A história – que, não se engane, sempre teve essa pegada mais juvenil no material-fonte – acompanha duas crianças que perdem entes queridos importantes e ganham super-poderes após a explosão de uma plataforma de petróleo bastante suspeita. O tempo passa, o mundo gira e o destino acaba os reunindo mais uma vez para uma jornada de autodescoberta que vai misturar poderes sem controle, vingança, heroísmo e todo o resto que acompanha a boa e velha adolescência.

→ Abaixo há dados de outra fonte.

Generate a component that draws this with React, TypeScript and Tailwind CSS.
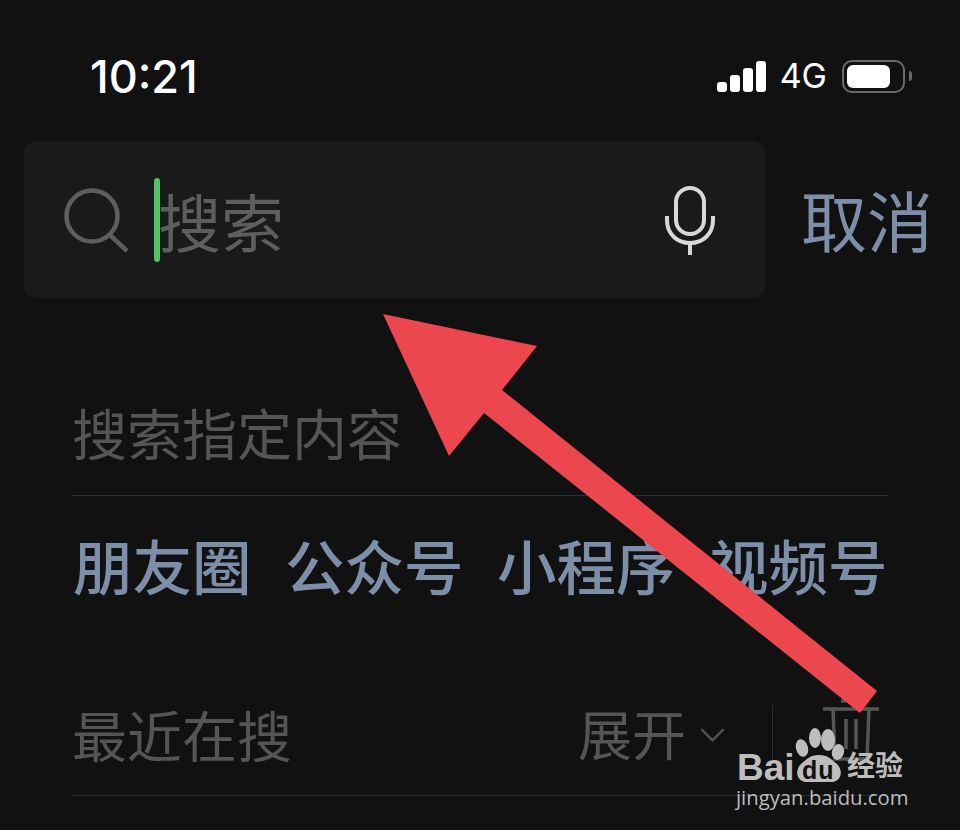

Essa combinação entre história de origem e juventude se tornou uma fórmula de sucesso graças a ligação metafórica que o ambiente em questão permite fazer com a descoberta dos poderes ou a necessidade de assumir responsabilidades inesperadas, e os roteiros comandados por Joe Pokaski (CSI: Investigação Criminal) sabem muito bem disso. Tanto que eles não só abraçam as possibilidades oferecidas pela faixa-etária dos protagonistas desde os primeiros minutos, como realmente constroem esse background com o cuidado e a paciência necessárias. Observe, por exemplo, como os dois primeiros episódios se preocupam muito mais com o a rotina dos jovens, as aulas, a paquera e o bullying do que com a exibição aleatória de poderes.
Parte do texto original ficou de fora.